(Debemur Morti Productions, 2013)
1. Tocsin;
2. Géhenne;
3. Désolation;
4. Stella Rectrix;
5. Alamüt
Ancora Francia, ancora Debemur Morti e ancora una volta Year Of No Light. Dopo una buona dose di uscite minori (in particolare lo split con gli Altar Of Plagues e la collaborazione con Thisquietarmy) e l’esperimento Vampyr, finalmente i sei francesi tornano sulle scene con un album vero e proprio a tre anni di distanza da Ausserwelt e con un’etichetta, la Debemur Morti Productions, che ultimamente sta aggiungendo al proprio roster anche progetti di derivazione post metal.

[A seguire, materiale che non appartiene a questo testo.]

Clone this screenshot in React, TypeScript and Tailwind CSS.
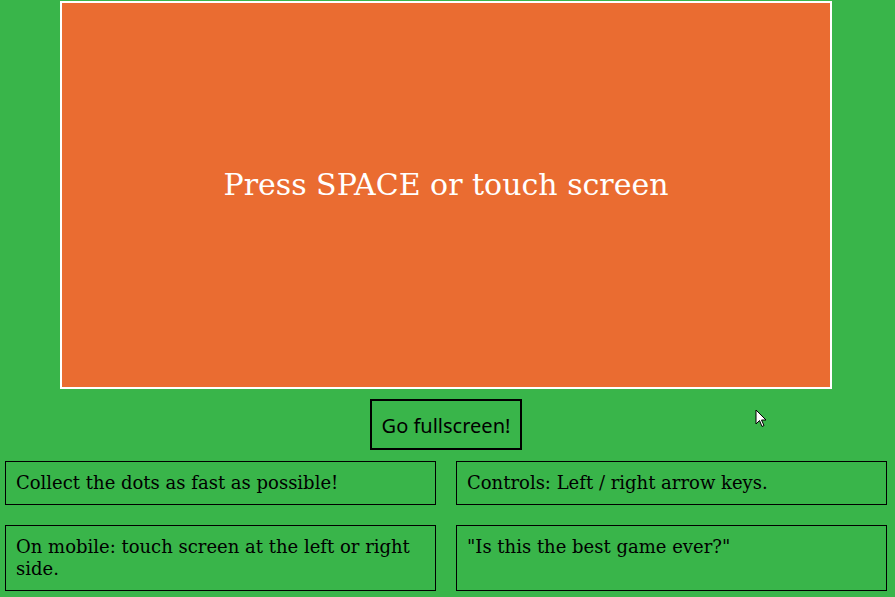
export default function App() {
  const serif = { fontFamily: '"DejaVu Serif", serif' };
  return (
    <div className="relative min-h-[597px] w-full bg-[#39b54a]">
      <div className="w-[892px] pt-px px-[5px] flex flex-col items-center">
        <div
          className="w-[772px] h-[388px] border-2 border-white bg-[#ea6c31] flex items-center justify-center pb-[20px]"
          style={serif}
        >
          <span className="text-white text-[30px] leading-none">Press SPACE or touch screen</span>
        </div>
        <button
          className="mt-[10px] h-[51px] px-[10px] pt-[3px] border-2 border-black text-black text-[20px] leading-none bg-transparent"
          style={{ fontFamily: '"Noto Sans", sans-serif' }}
        >
          Go fullscreen!
        </button>
        <div className="mt-[11px] w-full grid grid-cols-2 gap-[20px]" style={serif}>
          <div className="border border-black px-[10px] py-[10px] text-[18px] leading-[22px] text-black">
            Collect the dots as fast as possible!
          </div>
          <div className="border border-black px-[10px] py-[10px] text-[18px] leading-[22px] text-black">
            Controls: Left / right arrow keys.
          </div>
          <div className="border border-black px-[10px] py-[10px] text-[18px] leading-[22px] text-black">
            On mobile: touch screen at the left or right side.
          </div>
          <div className="border border-black px-[10px] py-[10px] text-[18px] leading-[22px] text-black">
            "Is this the best game ever?"
          </div>
        </div>
      </div>
      <svg className="absolute left-[755px] top-[409px]" width="13" height="20" viewBox="0 0 13 20">
        <path d="M1 1 L1 15 L4.5 11.5 L7 17.5 L9 16.5 L6.5 11 L11 11 Z" fill="white" stroke="black" strokeWidth="1" strokeLinejoin="round" />
      </svg>
    </div>
  );
}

Diciamolo subito: Tocsin non colpisce come dovrebbe. Il brano reso disponibile in anteprima, “Stella Rectrix”, lasciava sperare ben tutt’altro, ma l’entusiasmo che si prova quando ci si trova davanti ad una delle (probabili) uscite dell’anno scema in maniera inversamente proporzionale alla quantità di ascolti. Risentendo più e più volte tutto il disco i dubbi non fanno che aumentare ogni volta, allo stesso modo la voglia di “riprovarci” diminuisce notevolmente. La formula non cambia di molto: ci sono momenti pesanti alla “Perséphone” o stile “Møn”, ma in generale sembra che la componente più metal e sludge in senso stretto vada perdendosi a favore di soluzioni decisamente orientate al post rock, con crescendo telefonati e atmosfere molto più aperte rispetto al passato (“Géhenne”, per quanto orecchiabile, sembra uscita dagli ultimi Mogwai). Nulla da eccepire su “Stella Rectrix”, il brano più in stile Year Of No Light di Ausserwelt, su “Alamüt” in cui le diverse anime del gruppo di palesano in un ricchissimo mix di psych, kraut rock, influenze degli ultimi Swans e post rock e nemmeno su alcuni strascichi che l’esperimento Vampyr sembra aver lasciato all’interno del sound degli Year Of No Light (“Désolation”), ma la sensazione imperante è che “manchi qualcosa” a questo disco per lasciare veramente il segno. Tutti i brani sembrano scorrere troppo rapidamente e lasciare davvero troppo poco, mentre Ausserwelt, ad esempio, risultava tremendamente coinvolgente soprattutto nella parte finale.
C’è qualcosa che non convince in Tocsin, eppure tutto sembra seguire le regole a dovere. Forse le atmosfere, meno cupe rispetto al passato ma più malinconiche ed aperte, non sono quelle che ci aspettavamo, o forse questo disco necessita di ancora più ascolti di quanti gliene abbiamo dedicati finora, ma è tutt’altra storia rispetto a Ausserwelt. Di solito quando un disco non incontra le aspettative previste ci si difende dietro la formula “disco di transizione” ed è quello che facciamo anche noi, sperando che lo sia davvero però o che la prova del tempo ci smentisca. Per ora mettiamo una sufficienza di incoraggiamento (per noi).